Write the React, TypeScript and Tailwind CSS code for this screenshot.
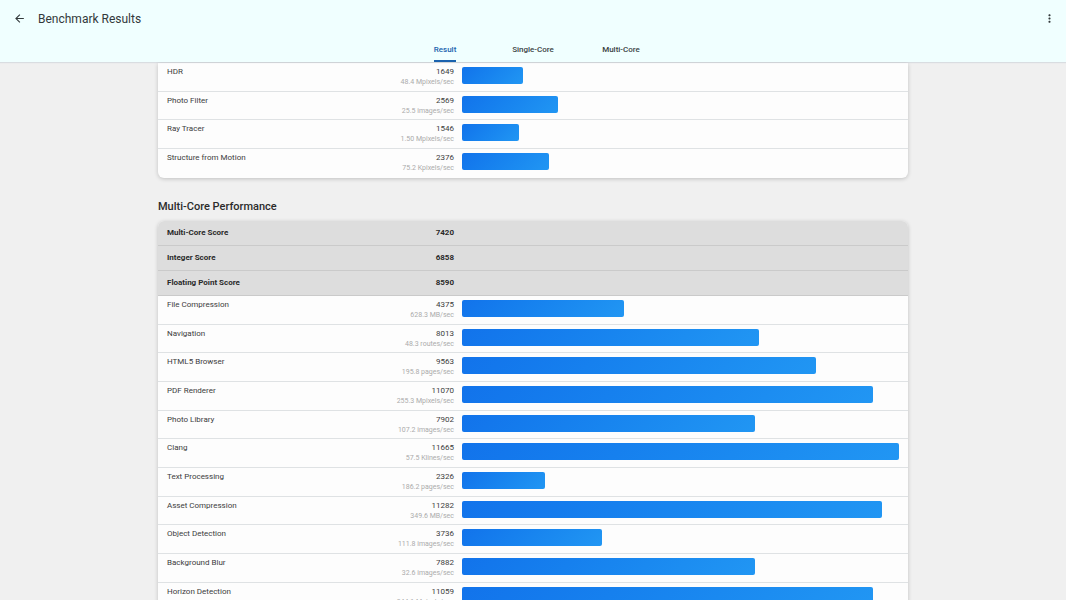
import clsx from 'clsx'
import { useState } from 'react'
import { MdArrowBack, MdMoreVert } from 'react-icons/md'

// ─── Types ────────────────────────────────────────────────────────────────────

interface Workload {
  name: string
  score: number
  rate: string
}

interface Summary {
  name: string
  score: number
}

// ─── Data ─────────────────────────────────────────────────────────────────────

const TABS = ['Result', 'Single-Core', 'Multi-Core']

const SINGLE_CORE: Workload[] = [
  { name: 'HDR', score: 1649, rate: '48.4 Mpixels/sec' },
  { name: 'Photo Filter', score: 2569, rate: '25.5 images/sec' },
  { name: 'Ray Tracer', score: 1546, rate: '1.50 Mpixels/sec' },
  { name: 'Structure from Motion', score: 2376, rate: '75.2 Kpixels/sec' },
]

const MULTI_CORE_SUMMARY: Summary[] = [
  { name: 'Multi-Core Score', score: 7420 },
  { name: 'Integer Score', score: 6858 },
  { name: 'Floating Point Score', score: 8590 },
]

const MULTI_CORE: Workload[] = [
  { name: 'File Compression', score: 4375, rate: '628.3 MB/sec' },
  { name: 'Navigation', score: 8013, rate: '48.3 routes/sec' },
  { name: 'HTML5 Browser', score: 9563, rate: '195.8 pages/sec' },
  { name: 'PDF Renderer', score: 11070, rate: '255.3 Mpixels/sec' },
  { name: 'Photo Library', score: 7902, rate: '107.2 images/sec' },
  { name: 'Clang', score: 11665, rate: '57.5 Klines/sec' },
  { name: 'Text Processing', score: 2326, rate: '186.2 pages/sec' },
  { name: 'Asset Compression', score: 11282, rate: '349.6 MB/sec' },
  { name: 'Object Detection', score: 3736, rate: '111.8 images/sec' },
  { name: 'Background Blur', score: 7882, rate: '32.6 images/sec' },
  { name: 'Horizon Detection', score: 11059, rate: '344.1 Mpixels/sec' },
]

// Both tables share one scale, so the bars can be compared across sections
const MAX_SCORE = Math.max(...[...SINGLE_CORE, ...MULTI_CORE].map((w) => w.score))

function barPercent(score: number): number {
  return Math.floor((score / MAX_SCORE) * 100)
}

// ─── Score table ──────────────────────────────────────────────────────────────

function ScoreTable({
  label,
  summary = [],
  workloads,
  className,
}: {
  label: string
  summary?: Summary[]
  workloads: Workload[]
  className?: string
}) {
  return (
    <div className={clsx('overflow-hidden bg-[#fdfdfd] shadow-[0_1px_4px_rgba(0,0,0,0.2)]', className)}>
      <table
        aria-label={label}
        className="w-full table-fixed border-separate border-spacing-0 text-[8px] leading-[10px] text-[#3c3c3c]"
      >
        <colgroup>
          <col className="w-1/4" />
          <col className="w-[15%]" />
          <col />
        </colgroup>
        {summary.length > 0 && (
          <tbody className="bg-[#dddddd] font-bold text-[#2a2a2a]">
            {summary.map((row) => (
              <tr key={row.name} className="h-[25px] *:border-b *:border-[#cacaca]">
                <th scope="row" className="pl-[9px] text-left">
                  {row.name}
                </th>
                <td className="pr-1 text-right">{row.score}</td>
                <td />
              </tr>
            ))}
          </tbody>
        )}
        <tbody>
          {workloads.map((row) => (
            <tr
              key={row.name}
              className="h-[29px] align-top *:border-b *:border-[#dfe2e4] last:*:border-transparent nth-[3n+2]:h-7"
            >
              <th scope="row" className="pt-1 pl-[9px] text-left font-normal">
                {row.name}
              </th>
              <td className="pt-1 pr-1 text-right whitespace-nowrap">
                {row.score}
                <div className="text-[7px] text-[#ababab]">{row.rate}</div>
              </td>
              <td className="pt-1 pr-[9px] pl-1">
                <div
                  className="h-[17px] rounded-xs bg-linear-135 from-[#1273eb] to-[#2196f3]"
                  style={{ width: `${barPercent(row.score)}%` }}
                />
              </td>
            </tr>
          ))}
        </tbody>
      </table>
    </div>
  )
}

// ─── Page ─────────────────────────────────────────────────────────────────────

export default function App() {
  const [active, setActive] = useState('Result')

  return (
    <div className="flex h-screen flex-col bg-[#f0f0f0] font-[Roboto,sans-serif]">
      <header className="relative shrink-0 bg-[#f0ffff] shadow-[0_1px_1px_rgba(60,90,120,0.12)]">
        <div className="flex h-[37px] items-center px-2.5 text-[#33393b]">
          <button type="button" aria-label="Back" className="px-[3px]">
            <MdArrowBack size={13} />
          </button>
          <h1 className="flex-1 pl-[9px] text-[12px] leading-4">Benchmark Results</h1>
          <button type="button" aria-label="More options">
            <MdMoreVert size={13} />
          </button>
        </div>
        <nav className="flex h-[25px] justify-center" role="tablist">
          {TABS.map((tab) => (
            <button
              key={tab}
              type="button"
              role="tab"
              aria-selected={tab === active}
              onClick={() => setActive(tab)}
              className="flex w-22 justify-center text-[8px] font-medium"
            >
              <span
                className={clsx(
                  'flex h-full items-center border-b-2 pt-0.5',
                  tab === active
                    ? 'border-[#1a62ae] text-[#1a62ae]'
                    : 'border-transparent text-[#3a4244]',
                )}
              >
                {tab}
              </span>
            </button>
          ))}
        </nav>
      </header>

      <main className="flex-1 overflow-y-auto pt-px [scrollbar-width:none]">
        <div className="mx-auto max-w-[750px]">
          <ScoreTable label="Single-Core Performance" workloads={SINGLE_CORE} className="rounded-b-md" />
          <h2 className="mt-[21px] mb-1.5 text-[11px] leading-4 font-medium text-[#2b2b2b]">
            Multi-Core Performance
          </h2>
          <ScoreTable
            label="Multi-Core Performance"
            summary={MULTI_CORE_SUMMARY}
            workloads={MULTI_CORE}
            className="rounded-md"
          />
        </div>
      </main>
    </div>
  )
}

───

* EXERCISE TASK *
Transcribe the whole listing exactly. Pictures are excluded.

* THE REPLY *
Write the React, TypeScript and Tailwind CSS code for this screenshot.
import clsx from 'clsx'
import { useState } from 'react'
import { MdArrowBack, MdMoreVert } from 'react-icons/md'

// ─── Types ────────────────────────────────────────────────────────────────────

interface Workload {
  name: string
  score: number
  rate: string
}

interface Summary {
  name: string
  score: number
}

// ─── Data ─────────────────────────────────────────────────────────────────────

const TABS = ['Result', 'Single-Core', 'Multi-Core']

const SINGLE_CORE: Workload[] = [
  { name: 'HDR', score: 1649, rate: '48.4 Mpixels/sec' },
  { name: 'Photo Filter', score: 2569, rate: '25.5 images/sec' },
  { name: 'Ray Tracer', score: 1546, rate: '1.50 Mpixels/sec' },
  { name: 'Structure from Motion', score: 2376, rate: '75.2 Kpixels/sec' },
]

const MULTI_CORE_SUMMARY: Summary[] = [
  { name: 'Multi-Core Score', score: 7420 },
  { name: 'Integer Score', score: 6858 },
  { name: 'Floating Point Score', score: 8590 },
]

const MULTI_CORE: Workload[] = [
  { name: 'File Compression', score: 4375, rate: '628.3 MB/sec' },
  { name: 'Navigation', score: 8013, rate: '48.3 routes/sec' },
  { name: 'HTML5 Browser', score: 9563, rate: '195.8 pages/sec' },
  { name: 'PDF Renderer', score: 11070, rate: '255.3 Mpixels/sec' },
  { name: 'Photo Library', score: 7902, rate: '107.2 images/sec' },
  { name: 'Clang', score: 11665, rate: '57.5 Klines/sec' },
  { name: 'Text Processing', score: 2326, rate: '186.2 pages/sec' },
  { name: 'Asset Compression', score: 11282, rate: '349.6 MB/sec' },
  { name: 'Object Detection', score: 3736, rate: '111.8 images/sec' },
  { name: 'Background Blur', score: 7882, rate: '32.6 images/sec' },
  { name: 'Horizon Detection', score: 11059, rate: '344.1 Mpixels/sec' },
]

// Both tables share one scale, so the bars can be compared across sections
const MAX_SCORE = Math.max(...[...SINGLE_CORE, ...MULTI_CORE].map((w) => w.score))

function barPercent(score: number): number {
  return Math.floor((score / MAX_SCORE) * 100)
}

// ─── Score table ──────────────────────────────────────────────────────────────

function ScoreTable({
  label,
  summary = [],
  workloads,
  className,
}: {
  label: string
  summary?: Summary[]
  workloads: Workload[]
  className?: string
}) {
  return (
    <div className={clsx('overflow-hidden bg-[#fdfdfd] shadow-[0_1px_4px_rgba(0,0,0,0.2)]', className)}>
      <table
        aria-label={label}
        className="w-full table-fixed border-separate border-spacing-0 text-[8px] leading-[10px] text-[#3c3c3c]"
      >
        <colgroup>
          <col className="w-1/4" />
          <col className="w-[15%]" />
          <col />
        </colgroup>
        {summary.length > 0 && (
          <tbody className="bg-[#dddddd] font-bold text-[#2a2a2a]">
            {summary.map((row) => (
              <tr key={row.name} className="h-[25px] *:border-b *:border-[#cacaca]">
                <th scope="row" className="pl-[9px] text-left">
                  {row.name}
                </th>
                <td className="pr-1 text-right">{row.score}</td>
                <td />
              </tr>
            ))}
          </tbody>
        )}
        <tbody>
          {workloads.map((row) => (
            <tr
              key={row.name}
              className="h-[29px] align-top *:border-b *:border-[#dfe2e4] last:*:border-transparent nth-[3n+2]:h-7"
            >
              <th scope="row" className="pt-1 pl-[9px] text-left font-normal">
                {row.name}
              </th>
              <td className="pt-1 pr-1 text-right whitespace-nowrap">
                {row.score}
                <div className="text-[7px] text-[#ababab]">{row.rate}</div>
              </td>
              <td className="pt-1 pr-[9px] pl-1">
                <div
                  className="h-[17px] rounded-xs bg-linear-135 from-[#1273eb] to-[#2196f3]"
                  style={{ width: `${barPercent(row.score)}%` }}
                />
              </td>
            </tr>
          ))}
        </tbody>
      </table>
    </div>
  )
}

// ─── Page ─────────────────────────────────────────────────────────────────────

export default function App() {
  const [active, setActive] = useState('Result')

  return (
    <div className="flex h-screen flex-col bg-[#f0f0f0] font-[Roboto,sans-serif]">
      <header className="relative shrink-0 bg-[#f0ffff] shadow-[0_1px_1px_rgba(60,90,120,0.12)]">
        <div className="flex h-[37px] items-center px-2.5 text-[#33393b]">
          <button type="button" aria-label="Back" className="px-[3px]">
            <MdArrowBack size={13} />
          </button>
          <h1 className="flex-1 pl-[9px] text-[12px] leading-4">Benchmark Results</h1>
          <button type="button" aria-label="More options">
            <MdMoreVert size={13} />
          </button>
        </div>
        <nav className="flex h-[25px] justify-center" role="tablist">
          {TABS.map((tab) => (
            <button
              key={tab}
              type="button"
              role="tab"
              aria-selected={tab === active}
              onClick={() => setActive(tab)}
              className="flex w-22 justify-center text-[8px] font-medium"
            >
              <span
                className={clsx(
                  'flex h-full items-center border-b-2 pt-0.5',
                  tab === active
                    ? 'border-[#1a62ae] text-[#1a62ae]'
                    : 'border-transparent text-[#3a4244]',
                )}
              >
                {tab}
              </span>
            </button>
          ))}
        </nav>
      </header>

      <main className="flex-1 overflow-y-auto pt-px [scrollbar-width:none]">
        <div className="mx-auto max-w-[750px]">
          <ScoreTable label="Single-Core Performance" workloads={SINGLE_CORE} className="rounded-b-md" />
          <h2 className="mt-[21px] mb-1.5 text-[11px] leading-4 font-medium text-[#2b2b2b]">
            Multi-Core Performance
          </h2>
          <ScoreTable
            label="Multi-Core Performance"
            summary={MULTI_CORE_SUMMARY}
            workloads={MULTI_CORE}
            className="rounded-md"
          />
        </div>
      </main>
    </div>
  )
}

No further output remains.